Password hashing vs encryption
We've focused on hashing so far but are there other ways in which passwords can be stored? In a word, yes. They can also either be stored "in the clear" (ie exactly as you type them), or be encrypted first.
Storing in the clear
By now it should hopefully be obvious that storing passwords in the clear is not at all secure. If a hacker breaches the website then they can access everyone's passwords without any further effort. Incredibly though, despite all the recent media coverage of websites being hacked, many websites still don't apply any protection to passwords and simply store them "in the clear".
It’s impossible to know which websites still do this since no one is ever going to own up to it, however a few hacks have revealed some websites that were (at the time) guilty of this including Sony, Plenty of Fish, and even one division of Microsoft!
Encryption is another way in which some websites try to protect passwords. Whilst hashing & encryption are both forms of "cryptography" (in other words, applying a mathematical transformation to a piece of data), the crucial difference is that encryption is reversible whereas hashing is not.
Recovering an original password from its encrypted form requires knowledge of a master password (a secret "decryption key"). Encryption therefore is only as good as the encryption method used, as well as the security of this key - if a hacker gets hold of this then they've effectively got all the passwords too.
In 2013 Adobe was hacked and over 130 million encrypted passwords were stolen.
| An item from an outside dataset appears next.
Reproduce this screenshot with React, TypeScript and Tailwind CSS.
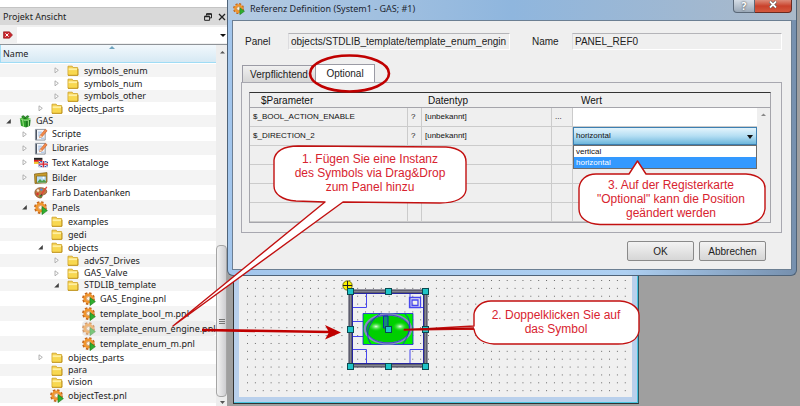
import type { ReactNode } from "react";

type IconName = "folder" | "gift" | "script" | "flags" | "image" | "palette" | "panel";

interface TreeItem {
  label: string;
  icon: IconName;
  indent: string;
  height: string;
  state?: "open" | "closed";
  selected?: boolean;
}

const LEVEL_0 = "pl-[5px]";
const LEVEL_1 = "pl-[21px]";
const LEVEL_2 = "pl-[37px]";
const LEVEL_3 = "pl-[53px]";
const LEVEL_4 = "pl-[69px]";

const tree: TreeItem[] = [
  { label: "symbols_enum", icon: "folder", indent: LEVEL_3, height: "h-[13px]", state: "closed" },
  { label: "symbols_num", icon: "folder", indent: LEVEL_3, height: "h-[13px]", state: "closed" },
  { label: "symbols_other", icon: "folder", indent: LEVEL_3, height: "h-3", state: "closed" },
  { label: "objects_parts", icon: "folder", indent: LEVEL_2, height: "h-[13px]", state: "closed" },
  { label: "GAS", icon: "gift", indent: LEVEL_0, height: "h-3", state: "open" },
  { label: "Scripte", icon: "script", indent: LEVEL_1, height: "h-[14px]", state: "closed" },
  { label: "Libraries", icon: "script", indent: LEVEL_1, height: "h-[14px]", state: "closed" },
  { label: "Text Kataloge", icon: "flags", indent: LEVEL_1, height: "h-[15px]", state: "closed" },
  { label: "Bilder", icon: "image", indent: LEVEL_1, height: "h-[15px]", state: "closed" },
  { label: "Farb Datenbanken", icon: "palette", indent: LEVEL_1, height: "h-[15px]" },
  { label: "Panels", icon: "panel", indent: LEVEL_1, height: "h-[15px]", state: "open" },
  { label: "examples", icon: "folder", indent: LEVEL_2, height: "h-[13px]" },
  { label: "gedi", icon: "folder", indent: LEVEL_2, height: "h-[13px]" },
  { label: "objects", icon: "folder", indent: LEVEL_2, height: "h-[13px]", state: "open" },
  { label: "advS7_Drives", icon: "folder", indent: LEVEL_3, height: "h-[13px]", state: "closed" },
  { label: "GAS_Valve", icon: "folder", indent: LEVEL_3, height: "h-3", state: "closed" },
  { label: "STDLIB_template", icon: "folder", indent: LEVEL_3, height: "h-3", state: "open" },
  { label: "GAS_Engine.pnl", icon: "panel", indent: LEVEL_4, height: "h-[15px]" },
  { label: "template_bool_m.pnl", icon: "panel", indent: LEVEL_4, height: "h-[15px]" },
  { label: "template_enum_engine.pnl", icon: "panel", indent: LEVEL_4, height: "h-[15px]", selected: true },
  { label: "template_enum_m.pnl", icon: "panel", indent: LEVEL_4, height: "h-[15px]" },
  { label: "objects_parts", icon: "folder", indent: LEVEL_2, height: "h-[13px]", state: "closed" },
  { label: "para", icon: "folder", indent: LEVEL_2, height: "h-3" },
  { label: "vision", icon: "folder", indent: LEVEL_2, height: "h-3" },
  { label: "objectTest.pnl", icon: "panel", indent: LEVEL_2, height: "h-[15px]" },
];

function PanelIcon({ size }: { size: string }) {
  return (
    <svg viewBox="0 0 14 14" className={size} aria-hidden="true">
      <circle cx="6.5" cy="6.5" r="5.4" fill="none" stroke="#c2641a" strokeWidth="2" strokeDasharray="2.4 1.84" />
      <circle cx="6.5" cy="6.5" r="3.7" fill="none" stroke="#f0952e" strokeWidth="2.8" />
      <circle cx="6.5" cy="6.5" r="2" fill="#fdf3e4" stroke="#b85c14" strokeWidth="0.5" />
      <path d="M8 5.6 13.4 9.6 8 13.6Z" fill="#2fae2f" stroke="#167a1b" strokeWidth="0.6" />
    </svg>
  );
}

function TreeIcon({ name }: { name: IconName }) {
  if (name === "panel") return <PanelIcon size="h-[14px] w-[14px]" />;
  if (name === "folder")
    return (
      <svg viewBox="0 0 12 11" className="h-[11px] w-3" aria-hidden="true">
        <path d="M1 1.2h4.2l1 1.4h4.4v7.6H1Z" fill="#f6d254" stroke="#d0a62c" strokeWidth="0.9" />
        <path d="M1.600 3.300h8.600v2H1.600Z" fill="#fff0a0" />
        <path d="M1 10.2h10V3.8" fill="none" stroke="#b88a10" strokeWidth="0.9" />
        <path d="M1.6 5.4h8.600v4.2H1.6Z" fill="#f8d850" />
      </svg>
    );
  if (name === "gift")
    return (
      <svg viewBox="0 0 14 13" className="h-[13px] w-[14px]" aria-hidden="true">
        <path d="M2 4 8 6 8 12.6 3 10.8Z" fill="#2e9e2a" />
        <path d="M8 6 12.6 4.4 12 10.8 8 12.6Z" fill="#1c7a1f" />
        <path d="M1.4 3.4 6 1.8 13 3.8 8 6Z" fill="#5fc94a" />
        <path d="M4.6 4.8 5.6 11.8M10.4 5.2V11.6" stroke="#9fe884" strokeWidth="1" />
        <path d="M7 3.6C4 3.6 3 1 5 .8S7 3.6 7 3.6 8 .2 10 .8 9.400 3.800 7 3.600" fill="#39a832" stroke="#135e17" strokeWidth="0.7" />
      </svg>
    );
  if (name === "script")
    return (
      <svg viewBox="0 0 14 14" className="h-[13px] w-[14px]" aria-hidden="true">
        <path d="M1 1.500h10.500v11.500H1Z" fill="#f3f6fa" stroke="#7d8590" strokeWidth="0.9" />
        <path d="M1.400 2v10.600h1.300V2Z" fill="#4c5563" />
        <path d="M4 4.500h4M4 6.500h3M4 8.500h2M7 11h3.500" stroke="#7ea5d8" strokeWidth="0.8" />
        <path d="M5.500 10.500 6.300 7.700 11.700 1.300 13.600 3 8.200 9.400Z" fill="#f08a4a" stroke="#c4501c" strokeWidth="0.6" />
        <path d="M5.500 10.500 6.300 7.700 8.200 9.400Z" fill="#f7dcb8" />
      </svg>
    );
  if (name === "flags")
    return (
      <svg viewBox="0 0 15 11" className="h-[11px] w-[15px]" aria-hidden="true">
        <path d="M0 .5h9v2.200H0Z" fill="#222" />
        <path d="M0 2.700h9v2.100H0Z" fill="#d81e1e" />
        <path d="M0 4.800h9V7H0Z" fill="#f2c62c" />
        <path d="M5 4h10v6.500H5Z" fill="#2c4da3" />
        <path d="m5 4 10 6.500M15 4 5 10.500" stroke="#fff" strokeWidth="1" />
        <path d="M10 4v6.500M5 7.250h10" stroke="#fff" strokeWidth="2.400" />
        <path d="M10 4v6.500M5 7.250h10" stroke="#d81e2c" strokeWidth="1.300" />
      </svg>
    );
  if (name === "image")
    return (
      <svg viewBox="0 0 14 12" className="h-3 w-[14px]" aria-hidden="true">
        <path d="M.500 2 13 .6V10L1 11.500Z" fill="#c99c2b" stroke="#7a5a10" strokeWidth="0.7" />
        <path d="M2.500 4h9.800v7H2.500Z" fill="#b7dcf5" stroke="#8a6a18" strokeWidth="0.8" />
        <path d="M3 10.500 6 7l2 2 2-1.500 2 2v1Z" fill="#4f9e48" />
        <circle cx="9.500" cy="5.800" r="1" fill="#fff" />
      </svg>
    );
  return (
    <svg viewBox="0 0 14 14" className="h-[14px] w-[14px]" aria-hidden="true">
      <path d="M1 5.500C2 1.500 7 .8 10.500 2.500S13 8 10 8.500 9 12.500 6 12 .3 9 1 5.500Z" fill="#c07a42" stroke="#7c4520" strokeWidth="0.7" />
      <circle cx="4" cy="4.500" r="1.300" fill="#f5e8d0" />
      <circle cx="7.300" cy="3.600" r="1.200" fill="#4f8be0" />
      <circle cx="3.500" cy="8" r="1.200" fill="#d93030" />
      <circle cx="6.600" cy="10" r="1.200" fill="#3f9f3f" />
      <path d="M12.800.8 7 9" stroke="#e0453a" strokeWidth="1.300" />
      <path d="M7.600 8 6 10.500 8.400 9Z" fill="#333" />
    </svg>
  );
}

function Expander({ state }: { state?: "open" | "closed" }) {
  return (
    <svg viewBox="0 0 7 7" className="h-[7px] w-[7px] shrink-0" aria-hidden="true">
      {state === "closed" && <path d="M2 .8v5L5.300 3.300Z" fill="#fff" stroke="#a0a0a0" strokeWidth="0.8" />}
      {state === "open" && <path d="M5.800 1v4.600H1.200Z" fill="#404040" />}
    </svg>
  );
}

function ProjectView() {
  return (
    <aside className="flex w-[227px] shrink-0 flex-col bg-[#f0f0f0] font-['Noto_Sans','Open_Sans',sans-serif] text-[9px] text-[#222]">
      <div className="h-[7px] bg-white" />
      <header className="flex h-[18px] items-center border-t border-[#c4c4c4] bg-[#d9d9d9] pr-px pl-[3px]">
        <h2 className="flex-1">Projekt Ansicht</h2>
        <button aria-label="Abdocken" className="mr-1.5">
          <svg viewBox="0 0 8 8" className="h-2 w-2">
            <path d="M2.500 2.500V.9h5v4h-1.500M.600 3.300h5v4H.600Z" fill="none" stroke="#222" strokeWidth="1" />
            <path d="M2.500 1h5M.600 3.500h5" stroke="#222" strokeWidth="1.400" />
          </svg>
        </button>
        <button aria-label="Schließen">
          <svg viewBox="0 0 8 8" className="h-2 w-2">
            <path d="m1 1 6 6M7 1 1 7" stroke="#222" strokeWidth="1.300" />
          </svg>
        </button>
      </header>
      <div className="flex h-[19px] items-center pl-[3px]">
        <button aria-label="Filter löschen" className="mr-1">
          <svg viewBox="0 0 10 8" className="h-2 w-[10px]">
            <path d="M.500.800h6L9.500 4l-3 3.200h-6Z" fill="#c9252b" stroke="#8c1519" strokeWidth="0.600" />
            <path d="m2.400 2.400 3.200 3.200m0-3.200L2.400 5.600" stroke="#fff" strokeWidth="1" />
          </svg>
        </button>
        <input aria-label="Filter" className="h-4 min-w-0 flex-1 bg-white outline-none" />
        <button aria-label="Filter auswählen" className="h-4 w-[10px] bg-white">
          <svg viewBox="0 0 10 16" className="h-4 w-[10px]">
            <path d="M3 7h6L6 10Z" fill="#111" />
          </svg>
        </button>
      </div>
      <div className="flex flex-1 border-t border-[#8f9398]">
        <div className="flex min-w-0 flex-1 flex-col bg-white">
          <div className="relative flex h-[18px] items-center border-b border-l border-[#9fdcf5] bg-linear-to-b from-[#f2f8fc] to-[#d6e9f4] pl-0.5">
            Name
            <svg viewBox="0 0 6 3" className="absolute top-px left-1/2 h-[3px] w-1.5" aria-hidden="true">
              <path d="M0 3 3 0l3 3Z" fill="#6fa3bd" />
            </svg>
          </div>
          <ul className="pt-px leading-[12px]">
            {tree.map((item, index) => (
              <li
                key={index}
                className={`flex items-center ${index % 2 === 0 ? "bg-[#f4f4f4]" : "bg-white"} ${item.height} ${item.indent}`}
              >
                <Expander state={item.state} />
                <span
                  className={`ml-1.5 flex min-w-0 flex-1 items-center gap-1 whitespace-nowrap ${
                    item.selected ? "h-[15px] rounded-sm bg-[#ececec]" : ""
                  }`}
                >
                  <span className={`flex w-[14px] shrink-0 justify-center ${item.selected ? "opacity-60" : ""}`}>
                    <TreeIcon name={item.icon} />
                  </span>
                  {item.label}
                </span>
              </li>
            ))}
          </ul>
        </div>
        <div className="flex w-[11px] shrink-0 flex-col items-center bg-[#ededed]" aria-hidden="true">
          <svg viewBox="0 0 11 16" className="h-4 w-[11px]">
            <path d="M4 8.500h5L6.500 6Z" fill="#555" />
          </svg>
          <div className="flex-[185]" />
          <div className="flex w-full flex-[150] flex-col items-center justify-center gap-px rounded-sm border border-[#a5a5a5] bg-linear-to-r from-[#f2f2f2] to-[#cdcdd0]">
            <i className="h-px w-1.5 bg-[#777]" />
            <i className="h-px w-1.5 bg-[#777]" />
            <i className="h-px w-1.5 bg-[#777]" />
          </div>
          <svg viewBox="0 0 11 9" className="h-[9px] w-[11px]">
            <path d="M4 4h5L6.500 7Z" fill="#555" />
          </svg>
        </div>
      </div>
    </aside>
  );
}

const columns = "grid grid-cols-[158px_14px_130px_21px_1fr]";

function ParameterRow({ children }: { children: ReactNode }) {
  return <tr className={`h-[19px] ${columns}`}>{children}</tr>;
}

const cell = "flex items-center border-r border-b border-[#cbcbcb] pl-[3px]";
const lastCell = "border-b border-[#cbcbcb]";

function ParameterTable() {
  return (
    <div className="relative border border-[#a5a5ab] border-t-[#333]">
      <table className="block w-full text-[8px] text-[#111]">
        <thead className="block">
          <tr className={`h-[15px] border-b border-[#a5a5ab] text-left text-[10px] ${columns}`}>
            <th className="pl-[11px] leading-[15px] font-normal">$Parameter</th>
            <td />
            <th className="pl-1.5 leading-[15px] font-normal">Datentyp</th>
            <td />
            <th className="pl-2 leading-[15px] font-normal">Wert</th>
          </tr>
        </thead>
        <tbody className="block pr-[13px]">
          <ParameterRow>
            <td className={cell}>$_BOOL_ACTION_ENABLE</td>
            <td className={cell}>?</td>
            <td className={cell}>[unbekannt]</td>
            <td className={cell}>...</td>
            <td className="border-b border-[#cbcbcb] bg-white" />
          </ParameterRow>
          <ParameterRow>
            <td className={cell}>$_DIRECTION_2</td>
            <td className={cell}>?</td>
            <td className={cell}>[unbekannt]</td>
            <td className={cell} />
            <td className="relative">
              <select
                aria-label="$_DIRECTION_2"
                defaultValue="horizontal"
                className="block h-[18px] w-full appearance-none border border-[#3c7fb1] bg-linear-to-b from-[#e4f4fc] via-[#b4def3] to-[#6db7dc] pl-0.5"
              >
                <option value="vertical">vertical</option>
                <option value="horizontal">horizontal</option>
              </select>
              <svg viewBox="0 0 6 4" className="absolute top-2 right-1 h-1 w-1.5" aria-hidden="true">
                <path d="M0 0h6L3 4Z" fill="#111" />
              </svg>
              <ul className="absolute top-[18px] left-0 z-10 w-full border border-[#6b6b6b] bg-white leading-[11px]">
                <li className="pl-0.5">vertical</li>
                <li className="bg-[#3399ff] pl-0.5 text-white">horizontal</li>
              </ul>
            </td>
          </ParameterRow>
          {[0, 1, 2, 3].map((row) => (
            <ParameterRow key={row}>
              <td className={cell} />
              <td className={cell} />
              <td className={cell} />
              <td className={cell} />
              <td className={lastCell} />
            </ParameterRow>
          ))}
        </tbody>
      </table>
      <svg viewBox="0 0 12 16" className="absolute top-[14px] right-0 h-4 w-3" aria-hidden="true">
        <path d="M3 9h5L5.500 6.500Z" fill="#888" />
      </svg>
    </div>
  );
}

const fieldStyle =
  "h-[17px] min-w-0 border border-t-[#b4b4b8] border-r-white border-b-white border-l-[#dcdcdf] bg-[#efefef] px-0.5 outline-none";
const buttonStyle =
  "h-[20px] w-[67px] rounded-xs border border-[#8a8a8a] bg-linear-to-b from-[#f3f3f3] to-[#d6d6d6] text-[10px] text-[#222]";

function ReferenceDialog() {
  return (
    <section className="relative z-10 mr-[3px] flex flex-col rounded-b-md border border-t-0 border-[#4f6378] bg-linear-to-r from-[#a3c6ec] via-[#aed0f2] via-70% to-[#7690ae] px-1 pb-[5px]">
      <header className="-mx-1 flex h-5 items-start bg-linear-to-r from-[#b5cbe2] via-[#8fb6de] via-50% to-[#aab9c9] pr-1 pl-[5px] font-['Noto_Sans','Open_Sans',sans-serif] text-[9px] text-[#1c2530]">
        <span className="mt-[3px] mr-[5px]">
          <PanelIcon size="h-3 w-3" />
        </span>
        <h1 className="flex-1 leading-[18px]">Referenz Definition (System1 - GAS; #1)</h1>
        <button
          aria-label="Hilfe"
          className="h-[13px] w-[22px] rounded-bl-sm border border-t-0 border-[#5a6878] bg-linear-to-b from-[#d5dde6] to-[#9ba9b8] text-[10px] leading-[10px] font-bold text-white [text-shadow:0_0_2px_#222]"
        >
          ?
        </button>
        <button
          aria-label="Schließen"
          className="flex h-[13px] w-[37px] justify-center rounded-br-sm border border-t-0 border-l-0 border-[#6a2a20] bg-linear-to-b from-[#dc8a78] via-[#c9412b] to-[#d4583d]"
        >
          <svg viewBox="0 0 10 9" className="h-[9px] w-[10px]">
            <path d="m2 1.500 6 6m0-6-6 6" stroke="#444" strokeWidth="3" />
            <path d="m2 1.500 6 6m0-6-6 6" stroke="#fff" strokeWidth="1.800" />
          </svg>
        </button>
      </header>
      <div className="border border-[#6c7f93] bg-[#efefef] pt-3 pr-[9px] pb-2 pl-2 text-[10px] text-[#222]">
        <div className="flex items-center pl-1">
          <label htmlFor="panel-path" className="w-[43px]">
            Panel
          </label>
          <input
            id="panel-path"
            readOnly
            value="objects/STDLIB_template/template_enum_engin"
            className={`${fieldStyle} w-[222px] shrink-0`}
          />
          <label htmlFor="panel-name" className="ml-[22px] w-10 shrink-0">
            Name
          </label>
          <input id="panel-name" readOnly value="PANEL_REF0" className={`${fieldStyle} flex-1`} />
        </div>
        <div role="tablist" className="mt-[14px] flex items-end pl-px">
          <button role="tab" aria-selected="false" className="h-[17px] w-[74px] border border-b-0 border-[#9b9ba5] bg-linear-to-b from-[#f0f0f0] to-[#d6d6d6]">
            Verpflichtend
          </button>
          <button role="tab" aria-selected="true" className="h-[18px] w-[59px] border border-b-0 border-l-0 border-[#9b9ba5] bg-white">
            Optional
          </button>
        </div>
        <div role="tabpanel" className="border border-[#a8a8b0] pt-[9px] pr-[10px] pb-[9px] pl-[7px]">
          <ParameterTable />
        </div>
        <div className="mt-2 flex justify-end gap-[5px] pr-4">
          <button className={buttonStyle}>OK</button>
          <button className={buttonStyle}>Abbrechen</button>
        </div>
      </div>
    </section>
  );
}

const handles = [
  [4, 12], [42, 12], [79, 12],
  [4, 50], [79, 50],
  [4, 87], [42, 87], [79, 87],
  [42, 50],
];

function EngineSymbol() {
  return (
    <svg viewBox="0 0 86 94" className="absolute top-[3px] left-[107px] h-[94px] w-[86px] overflow-visible" aria-label="Motor">
      <defs>
        <radialGradient id="shine">
          <stop offset="0" stopColor="#e8ffe8" />
          <stop offset="1" stopColor="#00d800" stopOpacity="0" />
        </radialGradient>
      </defs>
      <g fill="none" stroke="#4646f0" strokeWidth="1">
        <path d="M6 28.500h14.500V13M64 13v15.500h15M6 70.500h14.500V86M64 86V70.500h15M6 42.500h14M6 57.500h14" />
        <path d="M63.500 18.500h11v10h-11ZM66 21h6v5.500h-6Z" strokeWidth="1.300" />
      </g>
      <path d="M17 34.500h50v31H17Z" fill="#00f000" stroke="#2020e0" strokeWidth="0.800" />
      <ellipse cx="42" cy="50" rx="23" ry="14.500" fill="#00cf00" stroke="#858cc0" strokeWidth="2.400" />
      <ellipse cx="30" cy="47.500" rx="8" ry="5" fill="url(#shine)" />
      <ellipse cx="54" cy="47.500" rx="8" ry="5" fill="url(#shine)" />
      <ellipse cx="42" cy="50" rx="21.500" ry="14" fill="none" stroke="#2424c8" strokeWidth="0.700" />
      <path d="M25 65C17 55 25 40 34 35M59 35C68 43 62 58 57 65" fill="none" stroke="#2424d0" strokeWidth="0.900" />
      <path d="M37.500 37h4.500v12h-4.500Z" fill="#129070" stroke="#1515c0" strokeWidth="0.900" />
      <path d="M4.500 12.500h75v74h-75Z" fill="none" stroke="#35354a" strokeWidth="4" />
      <path d="M4.500 12.500h75v74h-75Z" fill="none" stroke="#d5d5d5" strokeWidth="2" strokeDasharray="1 1" />
      <path d="M6.500 14.500h71v70h-71Z" fill="none" stroke="#2626a0" strokeWidth="1" />
      <circle cx="1.500" cy="6.500" r="4.700" fill="#f8f000" stroke="#555500" strokeWidth="0.800" />
      <path d="M1.500 2v9M-3 6.500h9" stroke="#222" strokeWidth="1" />
      {handles.map(([x, y]) => (
        <rect key={`${x}-${y}`} x={x - 2.5} y={y - 2.5} width="6" height="6" fill="#1fc4c8" stroke="#0a4a50" strokeWidth="1" />
      ))}
    </svg>
  );
}

function PanelEditor() {
  return (
    <section className="ml-1.5 flex w-[406px] flex-1 flex-col border border-t-0 border-[#333] border-r-[#2b5560]">
      <div className="flex flex-1 border-r border-b border-[#48c4e0] bg-[#b9d0ec] px-[5px] pb-[5px]">
        <div className="relative flex-1 bg-[#f0f0f0]">
          <svg className="absolute inset-0 h-full w-full" aria-hidden="true">
            <pattern id="grid" x="8" y="4" width="7.87" height="7.87" patternUnits="userSpaceOnUse">
              <path d="M0 0h1v1H0Z" fill="#666" />
            </pattern>
            <rect x="8" y="4" width="380" height="100%" fill="url(#grid)" />
          </svg>
          <EngineSymbol />
        </div>
      </div>
    </section>
  );
}

const note = "absolute text-center text-[12px] leading-[14px] whitespace-nowrap text-[#d8232f]";

function Annotations() {
  return (
    <div className="pointer-events-none absolute top-0 left-0 z-20 h-[406px] w-[800px]">
      <svg viewBox="0 0 800 406" className="absolute inset-0 h-[406px] w-[800px]" aria-hidden="true">
        <ellipse cx="349.500" cy="73.500" rx="39.500" ry="18" fill="none" stroke="#c00000" strokeWidth="2.600" />
        <g fill="#fff" stroke="#c21010" strokeWidth="1.400" strokeLinejoin="round">
          <path d="M298 146 446 147C460 148 466 154 466 162V190C465 198 456 203 440 203L343 202 173 326 325 202 296 201C282 200 274 194 274 186V160C275 151 284 146 298 146Z" />
          <path d="M491 301H620C633 302 639 309 639 315V331C638 338 632 344 618 344H494C480 343 475 336 474 329L404 330 474 326V314C475 307 482 301 491 301Z" />
          <path d="M596 174H629L637.500 161 646 174H746C759 175 765 181 765 188V209C764 218 756 224.500 742 224.500H600C586 224 579 217 579 209V188C580 180 586 174 596 174Z" />
        </g>
        <path d="m404 329.500 70-1.500" stroke="#b00000" strokeWidth="1.600" />
        <path d="M202 330 330 332" stroke="#c00000" strokeWidth="2.600" />
        <path d="m341 332.500-16-7.500 4 7.200-4 7.300Z" fill="#c00000" />
      </svg>
      <p className={`${note} top-[152px] left-[274px] w-[192px]`}>
        1. Fügen Sie eine Instanz
        <br />
        des Symbols via Drag&amp;Drop
        <br />
        zum Panel hinzu
      </p>
      <p className={`${note} top-[308px] left-[474px] w-[164px]`}>
        2. Doppelklicken Sie auf
        <br />
        das Symbol
      </p>
      <p className={`${note} top-[178px] left-[579px] w-[184px]`}>
        3. Auf der Registerkarte
        <br />
        &quot;Optional&quot; kann die Position
        <br />
        geändert werden
      </p>
    </div>
  );
}

export default function App() {
  return (
    <div className="relative flex min-h-screen overflow-hidden bg-white font-['Liberation_Sans',Arial,sans-serif]">
      <ProjectView />
      <main className="flex min-w-0 flex-1 flex-col bg-[#9f9f9f] pb-0.5">
        <ReferenceDialog />
        <PanelEditor />
      </main>
      <Annotations />
    </div>
  );
}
Whilst there’s no evidence that the decryption key was also taken, weaknesses in the encryption used has enabled many of the passwords to be identified.
For these reasons encrypting passwords is considered a poor security choice for websites to do, although it’s still a great deal better than storing your raw password with no transformation at all.
Hashing passwords properly, and storing them in this form, is these days widely considered to be the most secure method for protecting passwords.